McCarthy's words reveal both the brokeness and value of humanity. As a Christian minister I wept at the beautiful use of language and the naked hope celebrated in the novel.

Thanks for the review.

John B. said...

Matt,
Thank you for visiting.

Incidentally, Matt is apparently too modest to link to it, but I'll go ahead and do it: his own very thoughtful review of this novel is here.

Anonymous said...

I have to agree that there is hope here. In fact, a lot of hope. I'll post some of my own, more extensive thoughts after finals (sometime after Thanksgiving). But in response to the goodguy/badguy question. Yes, the father does actually do things that leads to the death of others, but what is so remarkable is the boy's challenges. In every single case where a "sin" has been, or might have been committed, the boy challenges the father. Think about this in context. The child has been raised in this absurdly bleak world and yet he has within him an undying, unflinching sense of morality, particularly the value of human life. Which, among other things, makes me struggle to read this as nihilistic.

FletcherDodge said...

I'm late to the conversation I know, but after finishing the book this past weekend, I wanted to add my thoughts on Joel's thoughts.

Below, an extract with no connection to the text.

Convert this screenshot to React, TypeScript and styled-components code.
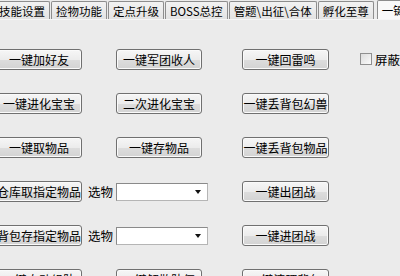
import styled, { createGlobalStyle } from "styled-components";

const GlobalStyle = createGlobalStyle`
  html, body {
    margin: 0;
    padding: 0;
    background: #ebebeb;
    overflow: hidden;
  }
  body {
    font-family: "SimSun", "Noto Sans CJK SC", "DejaVu Sans", sans-serif;
    color: #000;
  }
`;

const tabs = ["技能设置", "捡物功能", "定点升级", "BOSS总控", "管题\\出征\\合体", "孵化至尊"];

type Row = {
  left: string;
  middle: string | null; // null => pick box
  right: string;
  check?: string;
};

const rows: Row[] = [
  { left: "一键加好友", middle: "一键军团收人", right: "一键回雷鸣", check: "屏蔽掉线提示" },
  { left: "一键进化宝宝", middle: "二次进化宝宝", right: "一键丢背包幻兽" },
  { left: "一键取物品", middle: "一键存物品", right: "一键丢背包物品" },
  { left: "仓库取指定物品", middle: null, right: "一键出团战" },
  { left: "背包存指定物品", middle: null, right: "一键进团战" },
  { left: "一键自动组队", middle: "一键解散队伍", right: "一键清理背包" },
];

const App = () => {
  return (
    <>
      <GlobalStyle />
      <Window>
        <TabStrip>
          {tabs.map((t) => (
            <Tab key={t}>{t}</Tab>
          ))}
          <Tab $active>一键功能</Tab>
        </TabStrip>
        <Panel>
          {rows.map((row, i) => (
            <Line key={i}>
              <Button $col={1}>{row.left}</Button>
              {row.middle === null ? (
                <>
                  <PickLabel>选物</PickLabel>
                  <Select>
                    <Arrow />
                  </Select>
                </>
              ) : (
                <Button $col={3}>{row.middle}</Button>
              )}
              <Button $col={5}>{row.right}</Button>
              {row.check && (
                <CheckLabel>
                  <CheckBox />
                  {row.check}
                </CheckLabel>
              )}
            </Line>
          ))}
        </Panel>
      </Window>
    </>
  );
};

export default App;

const Window = styled.div`
  width: 400px;
  height: 276px;
  overflow: hidden;
  background: #ebebeb;
`;

const TabStrip = styled.div`
  display: flex;
  align-items: flex-end;
  gap: 1px;
  height: 19px;
  margin-left: -6px;
  border-bottom: 1px solid #f6f6f6;
  white-space: nowrap;
`;

const Tab = styled.div<{ $active?: boolean }>`
  flex: none;
  height: ${(p) => (p.$active ? "19px" : "18px")};
  box-sizing: border-box;
  padding: 1px 4px 0;
  font-size: 11.5px;
  line-height: 16px;
  border: 1px solid #8d8d8d;
  border-bottom: none;
  border-radius: 2px 2px 0 0;
  background: ${(p) =>
    p.$active ? "#f9f9f9" : "linear-gradient(#f2f2f2, #e3e3e3)"};
  margin-left: ${(p) => (p.$active ? "2px" : "0")};
`;

const Panel = styled.div`
  display: flex;
  flex-direction: column;
  gap: 23px;
  padding-top: 29px;
  margin-left: -4px;
`;

const Line = styled.div`
  display: grid;
  grid-template-columns: 86px 34px 92px 34px 87px 31px auto;
  height: 21px;
  align-items: center;
`;

const Button = styled.div<{ $col: number }>`
  grid-column: ${(p) => p.$col};
  width: ${(p) => (p.$col === 3 ? "86px" : "100%")};
  height: 21px;
  box-sizing: border-box;
  border: 1px solid #707070;
  border-radius: 3px;
  background: linear-gradient(#f6f6f6 0%, #ececec 50%, #dddddd 51%, #d3d3d3 100%);
  box-shadow: inset 0 0 0 1px #fafafa;
  display: flex;
  align-items: center;
  justify-content: center;
  font-size: 12px;
  line-height: 19px;
  white-space: nowrap;
  overflow: hidden;
`;

const PickLabel = styled.span`
  grid-column: 2;
  font-size: 12.5px;
  line-height: 19px;
  padding-left: 6px;
  white-space: nowrap;
`;

const Select = styled.div`
  grid-column: 3;
  position: relative;
  width: 92px;
  height: 18px;
  box-sizing: border-box;
  background: #fff;
  border: 1px solid #b5b5b5;
  border-top-color: #8a8a8a;
  border-left-color: #8a8a8a;
`;

const Arrow = styled.span`
  position: absolute;
  right: 6px;
  top: 6px;
  width: 0;
  height: 0;
  border-left: 3px solid transparent;
  border-right: 3px solid transparent;
  border-top: 4px solid #111;
`;

const CheckLabel = styled.label`
  grid-column: 7;
  display: flex;
  align-items: center;
  gap: 3px;
  font-size: 12.5px;
  white-space: nowrap;
  margin-top: -1px;
`;

const CheckBox = styled.span`
  flex: none;
  width: 12px;
  height: 12px;
  box-sizing: border-box;
  border: 1px solid #8f8f8f;
  background: linear-gradient(135deg, #dcdcdc, #fbfbfb);
`;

"So I'm not sure I agree with you that McCarthy is offering hope for the future. He's merely offering the future — without which there's nothing. The choice might be between nihilism and suicide. He chooses nihilism."

I'm not sure McCatthy is offering the future or nihilism. My takeaway was that the post-apocolyptic world ws kind of the backdrop (or lack there of) for the interaction betweek the man and his son. A kind of shaking of the metaphorical etch-a-sketch so that the real story could be set against a background with litterally no distractions.

Anyway, thanks to both Joel and John B. for recommending this book. A ripping good yarn if nothing else.